Turn Your iPad Into a Second Screen Without Wi-Fi Headaches
Duet Display is a $15 app, developed by former Apple engineers, that turns an iPad or other iOS device into a second screen for your Mac. CIO.com reviewer James A. Martin says the app is worth the money, despite a few notable drawbacks.
By James A. Martin
My desk looks like it belongs to a Red Bull-swilling stock trader, with at least three screens working at once. One screen is for email, one is for my calendar, and the main screen is for everything else. I’d take this setup with me everywhere if it were possible. Thanks to the the new Duet Display iOS app ($15), combined with a Lightning cable, and my iPad Air 2, I now have a workable second screen from my MacBook Air.

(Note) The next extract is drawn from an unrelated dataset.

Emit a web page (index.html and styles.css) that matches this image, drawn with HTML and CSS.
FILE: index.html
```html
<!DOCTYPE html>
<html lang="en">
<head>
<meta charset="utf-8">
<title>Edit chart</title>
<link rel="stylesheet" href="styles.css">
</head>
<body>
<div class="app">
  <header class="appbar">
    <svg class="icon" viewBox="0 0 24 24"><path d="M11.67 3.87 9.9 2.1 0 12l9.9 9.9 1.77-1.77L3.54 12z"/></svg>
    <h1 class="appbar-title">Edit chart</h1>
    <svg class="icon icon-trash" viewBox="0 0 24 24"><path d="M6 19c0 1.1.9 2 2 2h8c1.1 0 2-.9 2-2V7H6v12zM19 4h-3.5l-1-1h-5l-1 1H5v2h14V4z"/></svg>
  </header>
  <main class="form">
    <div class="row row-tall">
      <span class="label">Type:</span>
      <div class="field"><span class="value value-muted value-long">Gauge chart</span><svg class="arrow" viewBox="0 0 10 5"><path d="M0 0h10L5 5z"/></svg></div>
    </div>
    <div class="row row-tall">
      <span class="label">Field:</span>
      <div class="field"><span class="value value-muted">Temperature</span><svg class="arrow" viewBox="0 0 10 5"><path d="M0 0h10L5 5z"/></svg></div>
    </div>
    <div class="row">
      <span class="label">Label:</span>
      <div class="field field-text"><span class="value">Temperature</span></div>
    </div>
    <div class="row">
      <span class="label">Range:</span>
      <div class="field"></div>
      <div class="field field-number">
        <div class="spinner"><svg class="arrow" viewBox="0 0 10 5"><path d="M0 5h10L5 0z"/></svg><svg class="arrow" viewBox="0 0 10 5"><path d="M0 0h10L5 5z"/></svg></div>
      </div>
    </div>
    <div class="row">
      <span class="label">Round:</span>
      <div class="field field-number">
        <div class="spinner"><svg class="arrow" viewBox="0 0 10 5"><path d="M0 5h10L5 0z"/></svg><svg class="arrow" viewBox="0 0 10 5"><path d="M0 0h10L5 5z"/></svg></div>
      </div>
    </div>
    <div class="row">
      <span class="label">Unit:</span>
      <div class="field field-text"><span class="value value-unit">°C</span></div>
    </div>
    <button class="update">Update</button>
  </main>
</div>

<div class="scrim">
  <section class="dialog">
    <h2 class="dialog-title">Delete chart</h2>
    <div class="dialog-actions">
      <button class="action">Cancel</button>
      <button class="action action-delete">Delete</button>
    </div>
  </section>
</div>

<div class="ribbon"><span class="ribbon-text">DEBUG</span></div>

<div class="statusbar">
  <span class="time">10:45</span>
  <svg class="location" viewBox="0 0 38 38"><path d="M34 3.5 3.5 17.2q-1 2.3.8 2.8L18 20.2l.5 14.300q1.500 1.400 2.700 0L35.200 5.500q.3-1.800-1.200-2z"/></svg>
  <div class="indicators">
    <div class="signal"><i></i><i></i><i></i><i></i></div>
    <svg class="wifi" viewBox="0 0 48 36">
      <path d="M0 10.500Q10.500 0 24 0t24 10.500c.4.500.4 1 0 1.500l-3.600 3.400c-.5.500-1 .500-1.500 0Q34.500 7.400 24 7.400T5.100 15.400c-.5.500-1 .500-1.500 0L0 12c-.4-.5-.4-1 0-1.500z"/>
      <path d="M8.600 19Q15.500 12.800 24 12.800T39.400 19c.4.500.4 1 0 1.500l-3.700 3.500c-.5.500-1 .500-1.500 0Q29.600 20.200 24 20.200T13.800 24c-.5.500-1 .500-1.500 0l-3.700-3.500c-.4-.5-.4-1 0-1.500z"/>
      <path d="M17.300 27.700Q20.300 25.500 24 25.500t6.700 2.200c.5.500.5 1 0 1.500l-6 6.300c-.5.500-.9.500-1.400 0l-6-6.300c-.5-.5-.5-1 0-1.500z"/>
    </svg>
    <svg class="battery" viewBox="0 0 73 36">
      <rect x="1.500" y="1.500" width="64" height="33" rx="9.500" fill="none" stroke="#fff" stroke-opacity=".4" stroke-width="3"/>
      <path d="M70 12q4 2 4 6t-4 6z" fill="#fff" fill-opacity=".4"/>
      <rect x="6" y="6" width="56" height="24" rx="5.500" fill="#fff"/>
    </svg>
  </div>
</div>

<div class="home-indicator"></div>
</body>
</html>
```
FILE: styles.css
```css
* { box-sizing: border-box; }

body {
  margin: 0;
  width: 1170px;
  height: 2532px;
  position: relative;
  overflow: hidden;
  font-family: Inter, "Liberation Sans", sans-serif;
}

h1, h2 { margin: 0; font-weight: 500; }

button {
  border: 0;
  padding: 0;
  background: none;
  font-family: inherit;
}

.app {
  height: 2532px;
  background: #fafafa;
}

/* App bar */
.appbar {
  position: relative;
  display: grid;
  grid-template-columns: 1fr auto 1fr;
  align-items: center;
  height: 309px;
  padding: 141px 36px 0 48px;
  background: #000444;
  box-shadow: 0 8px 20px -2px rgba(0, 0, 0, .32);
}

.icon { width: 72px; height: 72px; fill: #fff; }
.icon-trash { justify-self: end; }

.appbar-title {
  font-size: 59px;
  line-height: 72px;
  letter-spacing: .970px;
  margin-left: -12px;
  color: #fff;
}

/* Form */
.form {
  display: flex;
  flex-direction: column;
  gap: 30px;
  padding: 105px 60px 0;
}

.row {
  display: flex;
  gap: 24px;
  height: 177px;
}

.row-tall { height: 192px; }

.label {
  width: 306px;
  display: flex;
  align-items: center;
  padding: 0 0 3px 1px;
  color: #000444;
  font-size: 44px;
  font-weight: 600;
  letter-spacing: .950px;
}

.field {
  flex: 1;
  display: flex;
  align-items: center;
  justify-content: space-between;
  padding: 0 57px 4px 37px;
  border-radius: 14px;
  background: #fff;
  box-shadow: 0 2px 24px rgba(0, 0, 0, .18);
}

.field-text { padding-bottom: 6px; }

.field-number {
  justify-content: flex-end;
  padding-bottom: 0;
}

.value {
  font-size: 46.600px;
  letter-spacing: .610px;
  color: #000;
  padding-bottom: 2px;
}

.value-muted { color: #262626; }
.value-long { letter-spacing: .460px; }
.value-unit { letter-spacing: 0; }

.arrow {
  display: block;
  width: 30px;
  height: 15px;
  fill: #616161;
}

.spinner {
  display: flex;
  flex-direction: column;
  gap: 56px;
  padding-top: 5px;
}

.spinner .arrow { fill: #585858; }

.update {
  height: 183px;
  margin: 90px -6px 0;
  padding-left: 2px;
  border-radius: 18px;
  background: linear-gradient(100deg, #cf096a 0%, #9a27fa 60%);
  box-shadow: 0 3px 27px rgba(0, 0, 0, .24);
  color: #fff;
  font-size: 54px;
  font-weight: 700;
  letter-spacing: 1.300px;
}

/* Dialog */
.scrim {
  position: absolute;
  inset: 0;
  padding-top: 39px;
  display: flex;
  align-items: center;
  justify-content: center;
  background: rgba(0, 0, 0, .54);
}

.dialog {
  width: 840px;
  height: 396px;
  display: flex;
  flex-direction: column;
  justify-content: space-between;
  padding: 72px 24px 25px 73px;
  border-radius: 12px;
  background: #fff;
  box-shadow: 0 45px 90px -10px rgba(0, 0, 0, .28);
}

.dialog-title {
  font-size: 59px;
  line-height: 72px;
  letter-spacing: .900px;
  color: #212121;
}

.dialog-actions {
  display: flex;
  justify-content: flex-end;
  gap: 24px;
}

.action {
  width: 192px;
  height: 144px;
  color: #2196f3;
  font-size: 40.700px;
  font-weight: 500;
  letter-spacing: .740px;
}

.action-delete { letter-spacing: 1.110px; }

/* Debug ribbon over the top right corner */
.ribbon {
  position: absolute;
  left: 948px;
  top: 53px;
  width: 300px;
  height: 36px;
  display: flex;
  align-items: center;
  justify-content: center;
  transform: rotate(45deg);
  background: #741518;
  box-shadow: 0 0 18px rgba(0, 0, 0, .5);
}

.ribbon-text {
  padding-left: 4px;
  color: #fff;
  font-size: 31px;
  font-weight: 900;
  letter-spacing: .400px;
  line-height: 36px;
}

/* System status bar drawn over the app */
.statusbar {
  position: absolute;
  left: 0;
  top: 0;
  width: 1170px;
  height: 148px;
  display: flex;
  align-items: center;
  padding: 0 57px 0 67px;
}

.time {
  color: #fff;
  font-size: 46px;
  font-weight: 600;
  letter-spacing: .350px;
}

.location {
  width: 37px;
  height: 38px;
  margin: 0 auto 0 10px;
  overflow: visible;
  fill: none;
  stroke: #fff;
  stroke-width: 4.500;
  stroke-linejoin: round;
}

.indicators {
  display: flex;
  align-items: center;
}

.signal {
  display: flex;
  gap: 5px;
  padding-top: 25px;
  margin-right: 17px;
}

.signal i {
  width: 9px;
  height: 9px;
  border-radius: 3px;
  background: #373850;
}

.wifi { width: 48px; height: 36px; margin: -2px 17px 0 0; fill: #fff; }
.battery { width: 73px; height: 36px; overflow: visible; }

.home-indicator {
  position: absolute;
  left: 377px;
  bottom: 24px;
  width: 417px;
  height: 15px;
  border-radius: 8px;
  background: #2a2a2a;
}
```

Duet Display turns your iPad or iPhone into a second screen for your Mac. Setup is extremely easy. You just download the app onto your iOS device; install the Mac software client (free); connect the two devices with a Lightning or 30-pin adapter cable; and off you go.
Duet Display was developed by former Apple engineers. Though it’s not exactly unique, it beats Air Display, which I reviewed back in 2012, in one critical way. Air Display uses a shared Wi-Fi network to connect your iPad with your Mac or Windows computer. The problem is that, when on a public Wi-Fi network, I often had trouble getting Air Display to work.

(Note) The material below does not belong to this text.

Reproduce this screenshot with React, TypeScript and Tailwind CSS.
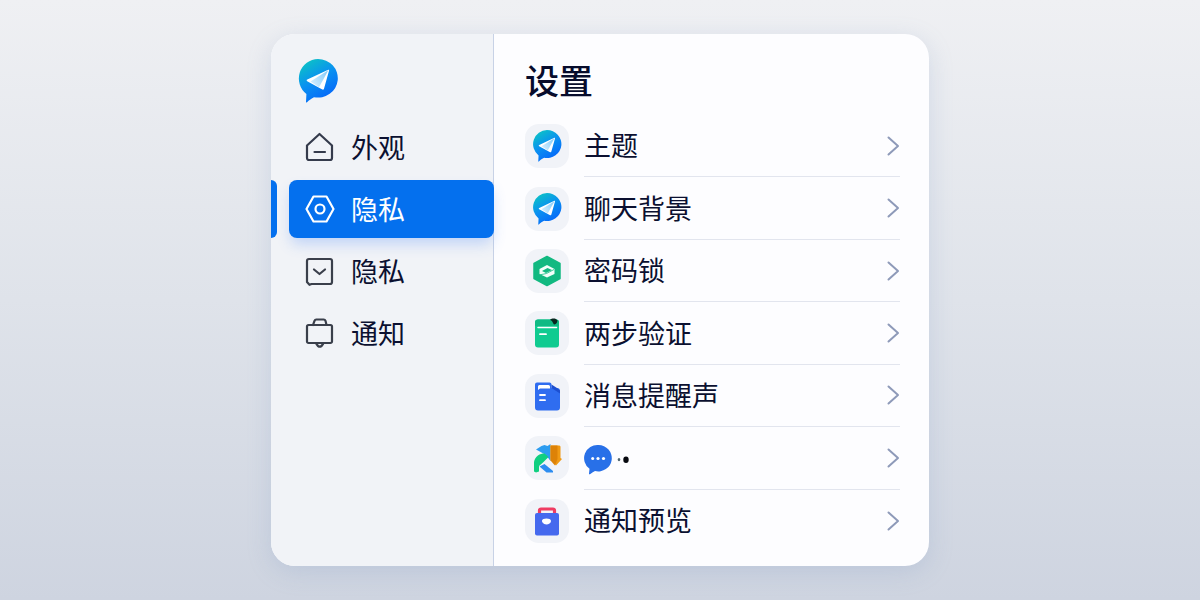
import React from 'react';

type IconProps = { className?: string };

const PlaneBubble: React.FC<IconProps & { id: string }> = ({ className, id }) => (
  <svg viewBox="0 0 40 44" className={className} aria-hidden="true">
    <defs>
      <linearGradient id={id} x1="0.2" y1="0" x2="0.75" y2="1">
        <stop offset="0" stopColor="#0cc4c4" />
        <stop offset="0.45" stopColor="#0a92f0" />
        <stop offset="1" stopColor="#0560fb" />
      </linearGradient>
      <linearGradient id={`${id}-wing`} x1="0" y1="0.8" x2="1" y2="0.2">
        <stop offset="0" stopColor="#d6eefe" />
        <stop offset="1" stopColor="#86cdfa" />
      </linearGradient>
    </defs>
    <path
      d="M20 0a19.800 19.300 0 1 1-4 38.200c-2.400 1-4.900 3-7.200 5.200-.5.400-.9.100-.8-.5l.4-8A19.500 19.500 0 0 1 20 0Z"
      fill={`url(#${id})`}
    />
    <path d="M30.200 10.800c.6-.3 1 .1.900.7L26 29.700c-.3.900-.9 1.100-1.700.8L9.200 22.200c-.8-.5-.7-1.200.1-1.600Z" fill="#fff" />
    <path d="M30.500 11 12.500 22.500l8.500 5.700Z" fill={`url(#${id}-wing)`} />
  </svg>
);

const HomeIcon: React.FC<IconProps> = ({ className }) => (
  <svg viewBox="0 0 30 30" className={className} fill="none" stroke="#353b4c" strokeWidth="2.200" strokeLinejoin="round" strokeLinecap="round" aria-hidden="true">
    <path d="M2 13.500 14.500 2 27 13.500V26a2 2 0 0 1-2 2H4a2 2 0 0 1-2-2Z" />
    <path d="M9.500 20h10.500" />
  </svg>
);

const HexIcon: React.FC<IconProps> = ({ className }) => (
  <svg viewBox="0 0 30 30" className={className} fill="none" stroke="#fff" strokeWidth="2.200" strokeLinejoin="round" aria-hidden="true">
    <path d="M8.500 2.500h13L28.500 15l-7 12.500h-13L1.500 15Z" />
    <circle cx="15" cy="15" r="4.500" />
  </svg>
);

const CheckBoxIcon: React.FC<IconProps> = ({ className }) => (
  <svg viewBox="0 0 30 30" className={className} fill="none" stroke="#3a3f4b" strokeWidth="2.200" strokeLinejoin="round" strokeLinecap="round" aria-hidden="true">
    <path d="M4 3h21a2 2 0 0 1 2 2v21a2 2 0 0 1-2 2H6.500l-2 .8L2 26V5a2 2 0 0 1 2-2Z" />
    <path d="m9 13.500 5.500 4.500 5.500-4.500" />
  </svg>
);

const BellIcon: React.FC<IconProps> = ({ className }) => (
  <svg viewBox="0 0 30 30" className={className} fill="none" stroke="#3a3f4b" strokeWidth="2.200" strokeLinejoin="round" strokeLinecap="round" aria-hidden="true">
    <path d="M3.500 7h22A1.500 1.500 0 0 1 27 8.500v15a1.500 1.500 0 0 1-1.500 1.500h-22A1.500 1.500 0 0 1 2 23.500v-15A1.500 1.500 0 0 1 3.500 7Z" />
    <path d="M8 7l1.500-4.200a2 2 0 0 1 2-1.300h7a2 2 0 0 1 2 1.300L21.500 7M11.500 26l1.500 2a3 3 0 0 0 3.500 0l1.500-2" />
  </svg>
);

const ShieldIcon: React.FC<IconProps> = ({ className }) => (
  <svg viewBox="0 0 30 32" className={className} aria-hidden="true">
    <path d="M15 1.500 28 8.500v15L15 30.500 2 23.500v-15Z" fill="#12b981" stroke="#12b981" strokeWidth="1.500" strokeLinejoin="round" />
    <path d="M7.500 14 15 10l7.500 4v5L15 22.500 7.500 19Z" fill="#f2fffa" />
    <path d="m10 16 5.500-3 4.500 2-6 3Z" fill="#12b981" />
    <path d="m8 19.800 6.500-1.300 7.500-4" fill="none" stroke="#12b981" strokeWidth="0.800" />
  </svg>
);

const WalletIcon: React.FC<IconProps> = ({ className }) => (
  <svg viewBox="0 0 30 32" className={className} aria-hidden="true">
    <rect x="3" y="2.500" width="24" height="28" rx="3" fill="#0fcb90" />
    <path d="M6 2.500h18a3 3 0 0 1 3 3V9H3V5.500a3 3 0 0 1 3-3Z" fill="#10ba84" />
    <path d="M6 10.500h18.500" stroke="#fff" strokeWidth="1.500" strokeLinecap="round" />
    <path d="M8 17.200h6" stroke="#fff" strokeWidth="1.800" strokeLinecap="round" />
    <path d="M18 2.800c2-1.800 6-2 7.500.8-.3 2.200-1.300 3.900-3 3.900s-1-3.200-4.500-4.700Z" fill="#08271f" />
  </svg>
);

const DocIcon: React.FC<IconProps> = ({ className }) => (
  <svg viewBox="0 0 30 32" className={className} aria-hidden="true">
    <path d="M5 2.500h12.500a2 2 0 0 1 2 2V8H25a3 3 0 0 1 3 3v16.500a3 3 0 0 1-3 3H6a3 3 0 0 1-3-3V4.500a2 2 0 0 1 2-2Z" fill="#2f6df0" />
    <path d="M19.500 8V4.500L25 8l3 2.500v3Z" fill="#1d4fd0" />
    <path d="M6 6.500A1.500 1.500 0 0 1 7.500 5h9A1.500 1.500 0 0 1 18 6.500V8.500H8L6 10Z" fill="#fff" />
    <path d="M8 15h5M8 20.200h5" stroke="#fff" strokeWidth="1.800" strokeLinecap="round" />
  </svg>
);

const ArrowsIcon: React.FC<IconProps> = ({ className }) => (
  <svg viewBox="0 0 30 32" className={className} aria-hidden="true">
    <path d="M4 7.500 9.500 4l3-1 3 1L18.500 2v17c-3-4.500-6-7-9-8.500Z" fill="#2c9cf0" />
    <path d="M2 29.500V20C3 14 8 11.500 12.500 11.500l4 3.500-5.500 5.500L7 24v5.500L4 30.500Z" fill="#10cf80" />
    <path d="M7.500 24.500 12.500 22 21 29v1.500h-6.500Z" fill="#2c8cf0" />
    <path d="M18.500 3.500h9l1 1V16l1.500 1-6 6.500-5.500-6Z" fill="#f09a14" />
    <path d="M18.500 3.500h7V17L23 23.500l-4.500-5Z" fill="#dd8207" />
  </svg>
);

const BagIcon: React.FC<IconProps> = ({ className }) => (
  <svg viewBox="0 0 30 32" className={className} aria-hidden="true">
    <path d="M7.500 8V5.500a1.500 1.500 0 0 1 1.500-1.500h12a1.500 1.500 0 0 1 1.500 1.500V8" fill="none" stroke="#ef3c62" strokeWidth="3.200" />
    <rect x="3" y="8" width="24" height="22.500" rx="2" fill="#4569ee" />
    <path d="M10 15.500c0-2.500 9-3 9 .5 0 4-7 4.500-8 1.800-.8 0-1-1.200-1-2.300Z" fill="#fff" />
  </svg>
);

const ChatDots: React.FC = () => (
  <svg viewBox="0 -4 46 34" className="h-[34px] w-[46px]" aria-hidden="true">
    <path d="M14.500 0a13.500 13.200 0 1 1-3.500 26c-1.800.8-3.500 2-5 3.200-.8.400-1.200 0-1-.8l.5-4.600A13.200 13.200 0 0 1 14.500 0Z" fill="#2870e8" />
    <circle cx="8.700" cy="13.500" r="1.500" fill="#fff" />
    <circle cx="14" cy="13.500" r="1.600" fill="#fff" />
    <circle cx="19.500" cy="13.500" r="1.600" fill="#fff" />
    <ellipse cx="35" cy="14.600" rx="1.300" ry="1.700" fill="#51666f" />
    <ellipse cx="42" cy="14.800" rx="2.700" ry="3.200" fill="#07090f" />
  </svg>
);

const Chevron: React.FC = () => (
  <svg viewBox="0 0 14 22" className="h-[22px] w-3.5 shrink-0" fill="none" stroke="#8e9ab9" strokeWidth="2" strokeLinecap="round" strokeLinejoin="round" aria-hidden="true">
    <path d="m2.500 2.500 9.500 8.500-9.500 8.500" />
  </svg>
);

const navItems = [
  { id: 'appearance', label: '外观', icon: HomeIcon },
  { id: 'privacy', label: '隐私', icon: HexIcon, active: true },
  { id: 'privacy-lock', label: '隐私', icon: CheckBoxIcon },
  { id: 'notifications', label: '通知', icon: BellIcon },
];

const rowIcon = 'h-8 w-[30px]';

const rows = [
  { id: 'theme', label: '主题', icon: <PlaneBubble id="theme-plane" className={rowIcon} /> },
  { id: 'wallpaper', label: '聊天背景', icon: <PlaneBubble id="wallpaper-plane" className={rowIcon} /> },
  { id: 'passcode', label: '密码锁', icon: <ShieldIcon className={rowIcon} /> },
  { id: 'two-step', label: '两步验证', icon: <WalletIcon className={rowIcon} /> },
  { id: 'sound', label: '消息提醒声', icon: <DocIcon className={rowIcon} /> },
  { id: 'chat', label: null, icon: <ArrowsIcon className={rowIcon} /> },
  { id: 'preview', label: '通知预览', icon: <BagIcon className={rowIcon} /> },
];

const Sidebar: React.FC = () => (
  <aside className="w-[223px] shrink-0 border-r border-[#c8d2e6] bg-[#f1f3f7]">
    <PlaneBubble id="logo" className="mt-[25px] ml-[27px] h-11 w-10" />
    <nav className="mt-[15px]">
      <ul className="flex flex-col gap-1">
        {navItems.map(({ id, label, icon: Icon, active }) => (
          <li key={id} className="flex h-[58px]">
            <span className={active ? 'w-1.5 rounded-r-md bg-[#0470ee]' : 'w-1.5'} />
            <button
              type="button"
              aria-current={active ? 'page' : undefined}
              className={
                active
                  ? 'ml-3 -mr-px flex flex-1 items-center gap-4 rounded-lg bg-[#0470ee] pl-4 text-[27px] text-white shadow-[0_8px_14px_-2px_rgba(80,140,250,0.3)]'
                  : 'ml-3 flex flex-1 items-center gap-4 rounded-lg pl-4 text-[27px] text-[#0b1030]'
              }
            >
              <Icon className="size-[30px] shrink-0" />
              {label}
            </button>
          </li>
        ))}
      </ul>
    </nav>
  </aside>
);

const App: React.FC = () => {
  return (
    <div className="flex min-h-screen items-center justify-center bg-linear-to-b from-[#eff0f3] via-[#dfe3ea] to-[#ced4e0] font-['Noto_Sans_CJK_SC',sans-serif]">
      <div className="flex min-h-[532px] w-full max-w-[658px] overflow-hidden rounded-3xl bg-[#fdfdff] shadow-[0_6px_24px_rgba(120,145,190,0.22)]">
        <Sidebar />
        <main className="flex min-w-0 flex-1 flex-col pt-[26px] pr-[29px] pb-3.5 pl-[31px]">
          <h1 className="text-[34px] leading-10 font-medium text-[#070c2c]">设置</h1>
          <ul className="mt-[15px] flex flex-1 flex-col">
            {rows.map(({ id, label, icon }, i) => (
              <li key={id} className="flex-1">
                <button type="button" aria-label={label ?? '聊天'} className="flex h-full w-full items-center gap-[15px] text-left">
                  <span className="flex size-11 shrink-0 items-center justify-center rounded-[14px] bg-[#f1f3f8]">
                    {icon}
                  </span>
                  <span
                    className={
                      i < rows.length - 1
                        ? 'flex flex-1 items-center justify-between self-stretch border-b border-[#e2e5ee]'
                        : 'flex flex-1 items-center justify-between self-stretch'
                    }
                  >
                    {label ? <span className="text-[27px] text-[#0b1030]">{label}</span> : <ChatDots />}
                    <Chevron />
                  </span>
                </button>
              </li>
            ))}
          </ul>
        </main>
      </div>
    </div>
  );
};

export default App;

At the time, an Air Display support person responded to my problems with this message: “Air Display needs certain network settings opened in order to connect, and public networks often have these disabled for security reasons … Another problem is that the responsiveness of the app is almost entirely based on the speed and stability of your wireless network. These public networks are often very slow when you are able to connect to them.”
In other words, Duet Display hardwires your two devices together so it doesn’t share those connectivity issues.
Duet Display bills itself as being “lag free,” but in my tests, that wasn’t the case. Some YouTube videos skipped slightly but noticeably. There was an occasional lag when moving the cursor around, both on my iPad as well as on my connected MacBook Air. Touch navigation on my iPad didn’t always work as intended, which I guess is understandable, because the Mac OS isn’t designed for touchscreen operations. Also, after I closed the Duet Display iOS app and reopened it, I had to fiddle around a bit to reestablish the connection with my MacBook Air. Then there’s the $15 price tag, which is a lot for an app.
To sum that up: If you use Macs and iPads, Duet Display is a relatively inexpensive and reasonably functional solution for second (or third) screen addicts.